* _Short problem_:
Reproduce all the lines exactly as they stand, apart from the pictures.

* _The data_:
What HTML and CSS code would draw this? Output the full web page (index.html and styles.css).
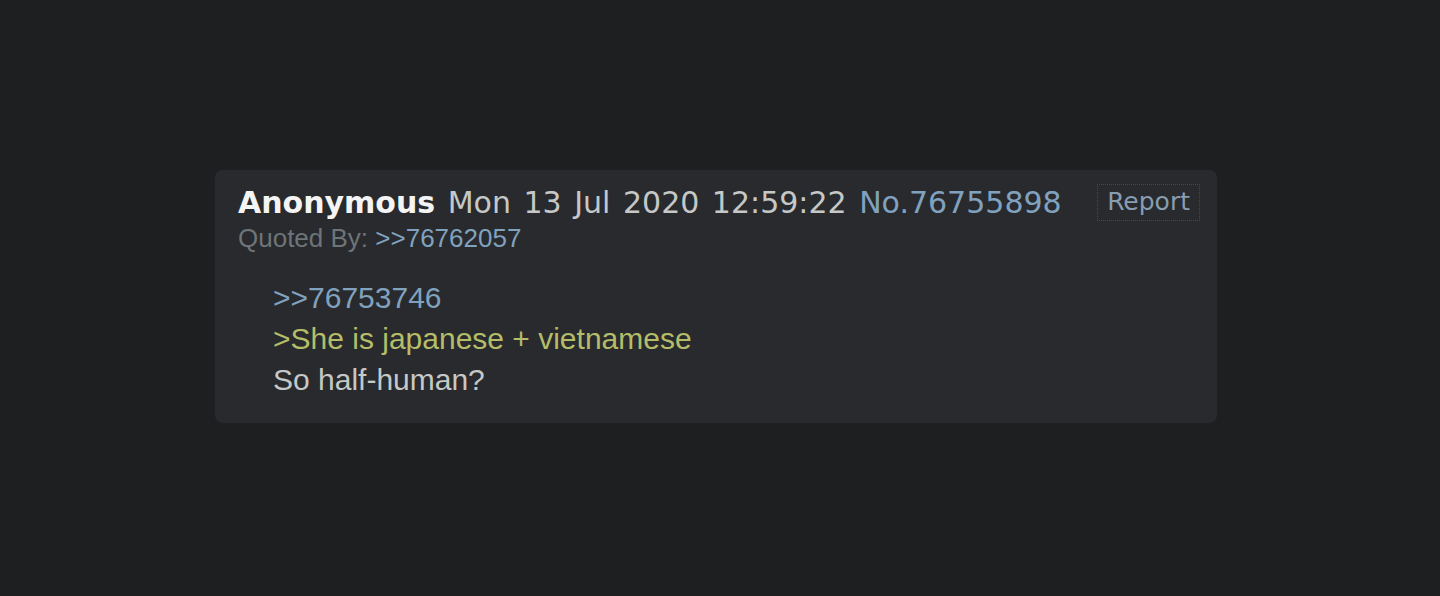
FILE: index.html
```html
<!DOCTYPE html>
<html lang="en">
  <head>
    <meta charset="UTF-8" />
    <meta name="viewport" content="width=device-width, initial-scale=1.0" />
    <title>Post No.76755898</title>
    <link rel="stylesheet" href="styles.css">
  </head>
  <body>
    <div class="post">
      <div class="post-head">
        <div class="post-info">
          <div class="info-line">
            <span class="name">Anonymous</span>
            <span class="date">Mon 13 Jul 2020 12:59:22</span>
            <a class="post-no" href="#p76755898">No.76755898</a>
          </div>
          <div class="quoted-by">
            Quoted By: <a href="#p76762057">&gt;&gt;76762057</a>
          </div>
        </div>
        <button class="report">Report</button>
      </div>

      <blockquote class="message">
        <a class="quote-link" href="#p76753746">&gt;&gt;76753746</a><br />
        <span class="greentext">&gt;She is japanese + vietnamese</span><br />
        So half-human?
      </blockquote>
    </div>
  </body>
</html>
```

FILE: styles.css
```css
body {
  margin: 0;
  padding: 170px 0 0 215px;
  background-color: #1d1f21;
  font-family: "Liberation Sans", Arial, sans-serif;
  color: #c5c8c6;
}
a {
  color: #81a2be;
  text-decoration: none;
}
.post {
  width: 1002px;
  box-sizing: border-box;
  background-color: #282a2e;
  border-radius: 8px;
  padding: 15px 17px 23px 23px;
}
.post-head {
  display: flex;
  justify-content: space-between;
  align-items: flex-start;
}
.info-line {
  font-family: "DejaVu Sans", Verdana, sans-serif;
  font-size: 30px;
  line-height: 36px;
  word-spacing: 3px;
  white-space: nowrap;
}
.name {
  color: #f4f4f4;
  font-weight: bold;
}
.date {
  color: #c5c8c6;
}
.quoted-by {
  margin-top: 2px;
  font-size: 26px;
  line-height: 31px;
  color: #6e7478;
}
.report {
  margin-top: -1px;
  font-family: "DejaVu Sans", Verdana, sans-serif;
  font-size: 25px;
  line-height: 30px;
  color: #879db0;
  background: transparent;
  border: 1px dotted #45484c;
  padding: 2px 9px 3px;
  cursor: pointer;
}
.message {
  margin: 23px 0 0 35px;
  font-size: 30px;
  line-height: 41px;
  color: #c5c8c6;
}
.greentext {
  color: #b5bd68;
}
```
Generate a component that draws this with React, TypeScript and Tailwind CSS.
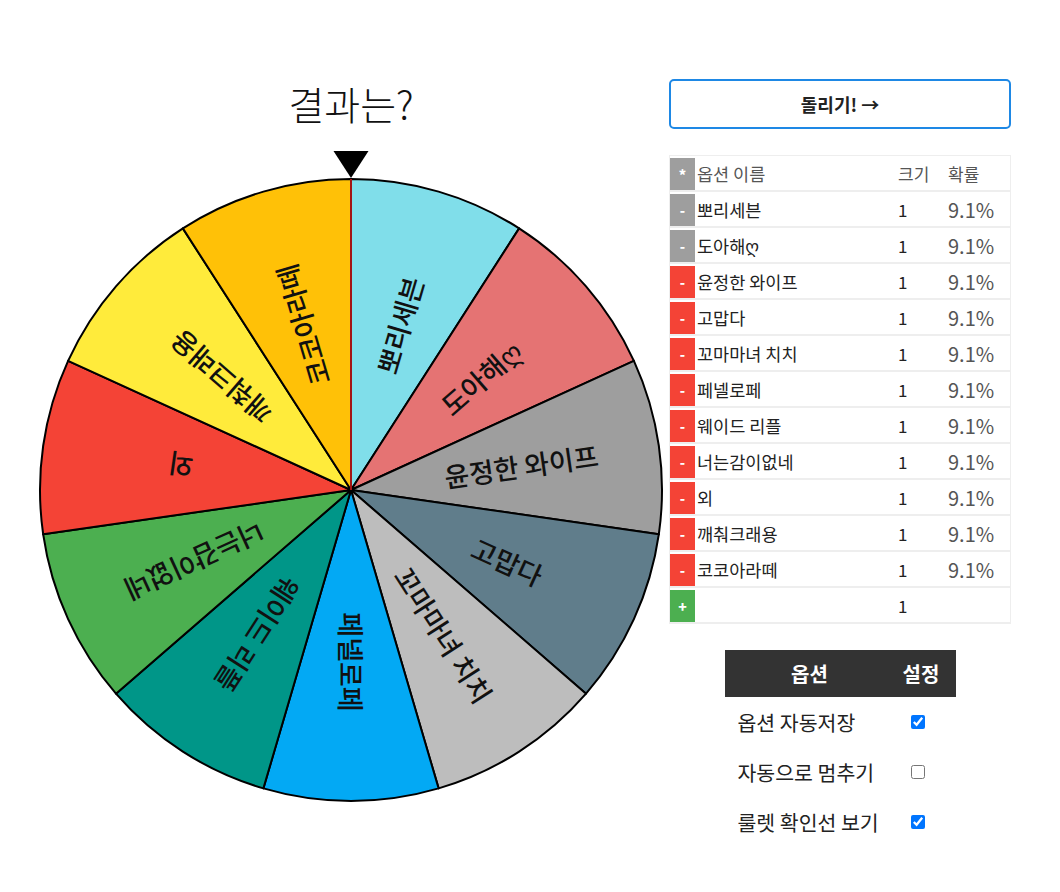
import React from 'react';

type Item = { name: string; color: string; btn: string };

const items: Item[] = [
  { name: '뽀리세븐', color: '#80deea', btn: '#9e9e9e' },
  { name: '도아해ღ', color: '#e57373', btn: '#9e9e9e' },
  { name: '윤정한 와이프', color: '#9e9e9e', btn: '#f44336' },
  { name: '고맙다', color: '#607d8b', btn: '#f44336' },
  { name: '꼬마마녀 치치', color: '#bdbdbd', btn: '#f44336' },
  { name: '페넬로페', color: '#03a9f4', btn: '#f44336' },
  { name: '웨이드 리플', color: '#009688', btn: '#f44336' },
  { name: '너는감이없네', color: '#4caf50', btn: '#f44336' },
  { name: '외', color: '#f44336', btn: '#f44336' },
  { name: '깨춰크래용', color: '#ffeb3b', btn: '#f44336' },
  { name: '코코아라떼', color: '#ffc107', btn: '#f44336' },
];

const FONT = '"Noto Sans CJK KR", "Noto Sans", "DejaVu Sans", sans-serif';

function Wheel() {
  const cx = 318;
  const cy = 339;
  const r = 311;
  const step = 360 / items.length;
  const pt = (deg: number, rad: number) => {
    const a = (deg * Math.PI) / 180;
    return [cx + rad * Math.sin(a), cy - rad * Math.cos(a)];
  };

  return (
    <svg width={636} height={652} viewBox="0 0 636 652" className="mt-[24px] block">
      {items.map((it, i) => {
        const [x1, y1] = pt(i * step, r);
        const [x2, y2] = pt((i + 1) * step, r);
        return (
          <path
            key={'s' + i}
            d={`M${cx} ${cy} L${x1} ${y1} A${r} ${r} 0 0 1 ${x2} ${y2} Z`}
            fill={it.color}
            stroke="#000"
            strokeWidth={2}
            strokeLinejoin="round"
          />
        );
      })}
      {items.map((it, i) => {
        const mid = (i + 0.5) * step;
        const [tx, ty] = pt(mid, 172);
        return (
          <text
            key={'t' + i}
            x={tx}
            y={ty}
            textAnchor="middle"
            dominantBaseline="central"
            fontSize={27}
            fontWeight={500}
            fill="#111"
            style={{ fontFamily: FONT }}
            transform={`rotate(${mid - 90} ${tx} ${ty})`}
          >
            {it.name}
          </text>
        );
      })}
      {/* 확인선 */}
      <line x1={cx} y1={cy} x2={cx} y2={cy - r} stroke="#a31515" strokeWidth={2} />
      <polygon points="300.5,0 335.5,0 318,27" fill="#000" />
    </svg>
  );
}

function Row({ mark, btn, name, size, prob, head }: { mark: string; btn: string; name: string; size: string; prob: string; head?: boolean }) {
  return (
    <div className="flex items-center pt-[2px] border-b-2 border-[#eee]">
      <div
        className="w-[25px] h-8 flex items-center justify-center text-white text-[14px] font-black"
        style={{ backgroundColor: btn }}
      >
        {mark}
      </div>
      <div className={`ml-[2px] w-[201px] text-[17.5px] ${head ? 'text-[#555]' : 'text-[#222]'}`}>{name}</div>
      <div className={`w-[50px] text-[17px] ${head ? 'text-[#555]' : 'text-[#222]'}`}>{size}</div>
      <div className={`flex-1 ${head ? 'text-[17px] text-[#555]' : 'text-[20px] text-[#555]'}`}>{prob}</div>
    </div>
  );
}

export default function App() {
  const settings = [
    { label: '옵션 자동저장', on: true },
    { label: '자동으로 멈추기', on: false },
    { label: '룰렛 확인선 보기', on: true },
  ];

  return (
    <div className="min-h-screen bg-white flex items-start pt-[79px] pl-[33px]" style={{ fontFamily: FONT }}>
      {/* 룰렛 */}
      <div className="w-[636px] flex flex-col items-center">
        <h1 className="h-[48px] text-[39px] leading-[48px] font-light text-[#111]">결과는?</h1>
        <Wheel />
      </div>

      {/* 오른쪽 패널 */}
      <div className="w-[342px] flex flex-col">
        <button className="h-[50px] border-2 border-[#1e88e5] rounded-[5px] bg-white text-[18px] font-bold text-[#222]">
          돌리기! →
        </button>

        <div className="mt-[26px] border border-[#eee] border-b-0">
          <Row head mark="*" btn="#9e9e9e" name="옵션 이름" size="크기" prob="확률" />
          {items.map((it) => (
            <Row key={it.name} mark="-" btn={it.btn} name={it.name} size="1" prob="9.1%" />
          ))}
          <Row mark="+" btn="#4caf50" name="" size="1" prob="" />
        </div>

        <div className="mt-[26px] w-[231px] self-center">
          <div className="h-[47px] bg-[#333] flex items-center text-white text-[20px] font-bold">
            <div className="w-[170px] text-center">옵션</div>
            <div className="flex-1 pl-[8px]">설정</div>
          </div>
          {settings.map((s) => (
            <div key={s.label} className="h-[50px] flex items-center text-[20.5px] text-[#222]">
              <div className="w-[170px] pl-[13px] whitespace-nowrap">{s.label}</div>
              <div className="flex-1 pl-[16px] flex items-center">
                <input type="checkbox" defaultChecked={s.on} className="w-[14px] h-[14px] accent-[#0075ff]" />
              </div>
            </div>
          ))}
        </div>
      </div>
    </div>
  );
}
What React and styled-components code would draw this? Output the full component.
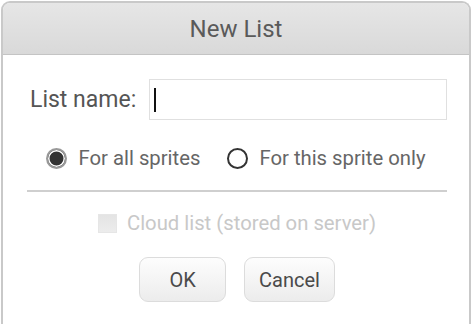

* _Exercise output_:
What HTML and CSS code would draw this? Output the full web page (index.html and styles.css).
FILE: index.html
```html
<!DOCTYPE html>
<html lang="en">
  <head>
    <meta charset="UTF-8" />
    <meta name="viewport" content="width=device-width, initial-scale=1.0" />
    <title>Post No.76755898</title>
    <link rel="stylesheet" href="styles.css">
  </head>
  <body>
    <div class="post">
      <div class="post-head">
        <div class="post-info">
          <div class="info-line">
            <span class="name">Anonymous</span>
            <span class="date">Mon 13 Jul 2020 12:59:22</span>
            <a class="post-no" href="#p76755898">No.76755898</a>
          </div>
          <div class="quoted-by">
            Quoted By: <a href="#p76762057">&gt;&gt;76762057</a>
          </div>
        </div>
        <button class="report">Report</button>
      </div>

      <blockquote class="message">
        <a class="quote-link" href="#p76753746">&gt;&gt;76753746</a><br />
        <span class="greentext">&gt;She is japanese + vietnamese</span><br />
        So half-human?
      </blockquote>
    </div>
  </body>
</html>
```

FILE: styles.css
```css
body {
  margin: 0;
  padding: 170px 0 0 215px;
  background-color: #1d1f21;
  font-family: "Liberation Sans", Arial, sans-serif;
  color: #c5c8c6;
}
a {
  color: #81a2be;
  text-decoration: none;
}
.post {
  width: 1002px;
  box-sizing: border-box;
  background-color: #282a2e;
  border-radius: 8px;
  padding: 15px 17px 23px 23px;
}
.post-head {
  display: flex;
  justify-content: space-between;
  align-items: flex-start;
}
.info-line {
  font-family: "DejaVu Sans", Verdana, sans-serif;
  font-size: 30px;
  line-height: 36px;
  word-spacing: 3px;
  white-space: nowrap;
}
.name {
  color: #f4f4f4;
  font-weight: bold;
}
.date {
  color: #c5c8c6;
}
.quoted-by {
  margin-top: 2px;
  font-size: 26px;
  line-height: 31px;
  color: #6e7478;
}
.report {
  margin-top: -1px;
  font-family: "DejaVu Sans", Verdana, sans-serif;
  font-size: 25px;
  line-height: 30px;
  color: #879db0;
  background: transparent;
  border: 1px dotted #45484c;
  padding: 2px 9px 3px;
  cursor: pointer;
}
.message {
  margin: 23px 0 0 35px;
  font-size: 30px;
  line-height: 41px;
  color: #c5c8c6;
}
.greentext {
  color: #b5bd68;
}
```
Generate a component that draws this with React, TypeScript and Tailwind CSS.
import React from 'react';

type Item = { name: string; color: string; btn: string };

const items: Item[] = [
  { name: '뽀리세븐', color: '#80deea', btn: '#9e9e9e' },
  { name: '도아해ღ', color: '#e57373', btn: '#9e9e9e' },
  { name: '윤정한 와이프', color: '#9e9e9e', btn: '#f44336' },
  { name: '고맙다', color: '#607d8b', btn: '#f44336' },
  { name: '꼬마마녀 치치', color: '#bdbdbd', btn: '#f44336' },
  { name: '페넬로페', color: '#03a9f4', btn: '#f44336' },
  { name: '웨이드 리플', color: '#009688', btn: '#f44336' },
  { name: '너는감이없네', color: '#4caf50', btn: '#f44336' },
  { name: '외', color: '#f44336', btn: '#f44336' },
  { name: '깨춰크래용', color: '#ffeb3b', btn: '#f44336' },
  { name: '코코아라떼', color: '#ffc107', btn: '#f44336' },
];

const FONT = '"Noto Sans CJK KR", "Noto Sans", "DejaVu Sans", sans-serif';

function Wheel() {
  const cx = 318;
  const cy = 339;
  const r = 311;
  const step = 360 / items.length;
  const pt = (deg: number, rad: number) => {
    const a = (deg * Math.PI) / 180;
    return [cx + rad * Math.sin(a), cy - rad * Math.cos(a)];
  };

  return (
    <svg width={636} height={652} viewBox="0 0 636 652" className="mt-[24px] block">
      {items.map((it, i) => {
        const [x1, y1] = pt(i * step, r);
        const [x2, y2] = pt((i + 1) * step, r);
        return (
          <path
            key={'s' + i}
            d={`M${cx} ${cy} L${x1} ${y1} A${r} ${r} 0 0 1 ${x2} ${y2} Z`}
            fill={it.color}
            stroke="#000"
            strokeWidth={2}
            strokeLinejoin="round"
          />
        );
      })}
      {items.map((it, i) => {
        const mid = (i + 0.5) * step;
        const [tx, ty] = pt(mid, 172);
        return (
          <text
            key={'t' + i}
            x={tx}
            y={ty}
            textAnchor="middle"
            dominantBaseline="central"
            fontSize={27}
            fontWeight={500}
            fill="#111"
            style={{ fontFamily: FONT }}
            transform={`rotate(${mid - 90} ${tx} ${ty})`}
          >
            {it.name}
          </text>
        );
      })}
      {/* 확인선 */}
      <line x1={cx} y1={cy} x2={cx} y2={cy - r} stroke="#a31515" strokeWidth={2} />
      <polygon points="300.5,0 335.5,0 318,27" fill="#000" />
    </svg>
  );
}

function Row({ mark, btn, name, size, prob, head }: { mark: string; btn: string; name: string; size: string; prob: string; head?: boolean }) {
  return (
    <div className="flex items-center pt-[2px] border-b-2 border-[#eee]">
      <div
        className="w-[25px] h-8 flex items-center justify-center text-white text-[14px] font-black"
        style={{ backgroundColor: btn }}
      >
        {mark}
      </div>
      <div className={`ml-[2px] w-[201px] text-[17.5px] ${head ? 'text-[#555]' : 'text-[#222]'}`}>{name}</div>
      <div className={`w-[50px] text-[17px] ${head ? 'text-[#555]' : 'text-[#222]'}`}>{size}</div>
      <div className={`flex-1 ${head ? 'text-[17px] text-[#555]' : 'text-[20px] text-[#555]'}`}>{prob}</div>
    </div>
  );
}

export default function App() {
  const settings = [
    { label: '옵션 자동저장', on: true },
    { label: '자동으로 멈추기', on: false },
    { label: '룰렛 확인선 보기', on: true },
  ];

  return (
    <div className="min-h-screen bg-white flex items-start pt-[79px] pl-[33px]" style={{ fontFamily: FONT }}>
      {/* 룰렛 */}
      <div className="w-[636px] flex flex-col items-center">
        <h1 className="h-[48px] text-[39px] leading-[48px] font-light text-[#111]">결과는?</h1>
        <Wheel />
      </div>

      {/* 오른쪽 패널 */}
      <div className="w-[342px] flex flex-col">
        <button className="h-[50px] border-2 border-[#1e88e5] rounded-[5px] bg-white text-[18px] font-bold text-[#222]">
          돌리기! →
        </button>

        <div className="mt-[26px] border border-[#eee] border-b-0">
          <Row head mark="*" btn="#9e9e9e" name="옵션 이름" size="크기" prob="확률" />
          {items.map((it) => (
            <Row key={it.name} mark="-" btn={it.btn} name={it.name} size="1" prob="9.1%" />
          ))}
          <Row mark="+" btn="#4caf50" name="" size="1" prob="" />
        </div>

        <div className="mt-[26px] w-[231px] self-center">
          <div className="h-[47px] bg-[#333] flex items-center text-white text-[20px] font-bold">
            <div className="w-[170px] text-center">옵션</div>
            <div className="flex-1 pl-[8px]">설정</div>
          </div>
          {settings.map((s) => (
            <div key={s.label} className="h-[50px] flex items-center text-[20.5px] text-[#222]">
              <div className="w-[170px] pl-[13px] whitespace-nowrap">{s.label}</div>
              <div className="flex-1 pl-[16px] flex items-center">
                <input type="checkbox" defaultChecked={s.on} className="w-[14px] h-[14px] accent-[#0075ff]" />
              </div>
            </div>
          ))}
        </div>
      </div>
    </div>
  );
}
What React and styled-components code would draw this? Output the full component.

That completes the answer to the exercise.